In order to build an Xml document, the xml(...) function has to
be used. The number of parameters depends on the Xml mapping which is
used.
In our case, when manipulating DOM objects, a new subtree is built is
the context of a main document. This extra-parameter is given in the
first argument of the xml function. Thus,
`xml(dom,<Persons>...<Persons>) builds a new <Person></Person>
node, as a child of the dom document.
When using the TNode.tom mapping, a library based on Gom
is used. In this case, it is no longer necessary (and even not correct) to use
this extra argument.
4.2.4 Sorting by side effect
In the previous section, we considered a sorting algorithm expressed
in a pure functional programming style: when two elements have to be
swapped, a new list is built and returned.

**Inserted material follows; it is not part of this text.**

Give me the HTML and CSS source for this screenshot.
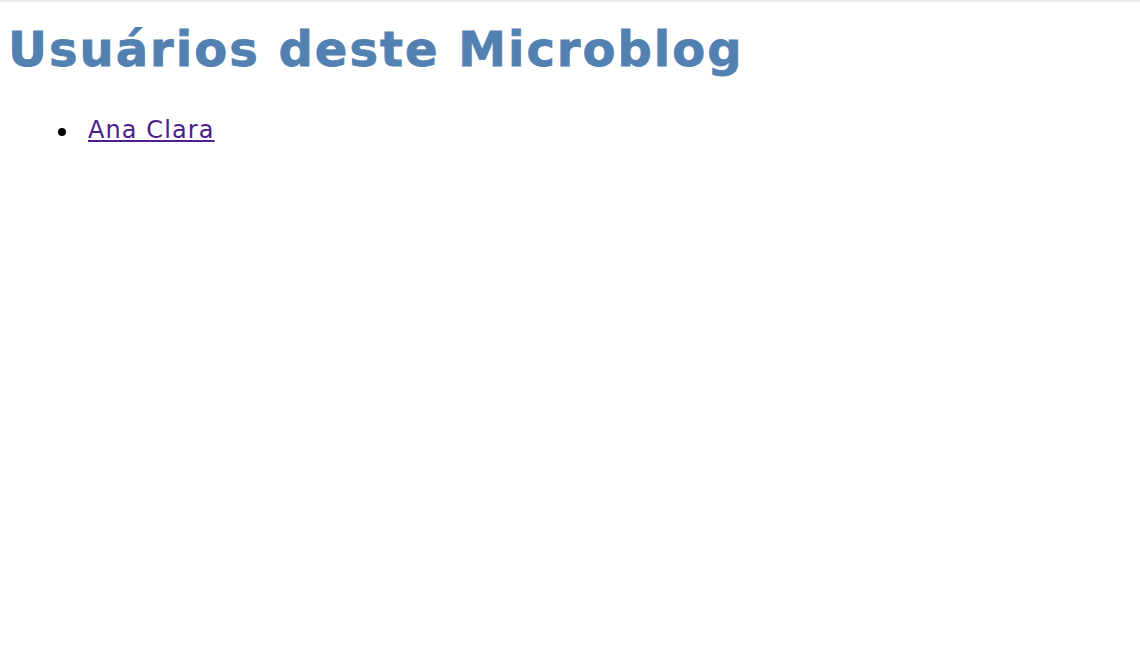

In the following example, we exploit OO-style of the DOM library and
perform a swap in place: the list is updated by swapping two elements (with
side effect):
private static void sort(Node subject) {
%match(subject) {
r @ <_>p1@<_ Age=a1></_> p2@<_ Age=a2></_></_> -> {
if(`a1.compareTo(`a2) > 0) {
`r.replaceChild(`p2.cloneNode(true),`p1);
`r.replaceChild(`p1,`p2);
`sort(r);
return;
}
}
}
}
In this example, we use the notion of anonymous Xml node (<_>...</_>)
which allows to describe more generic algorithms.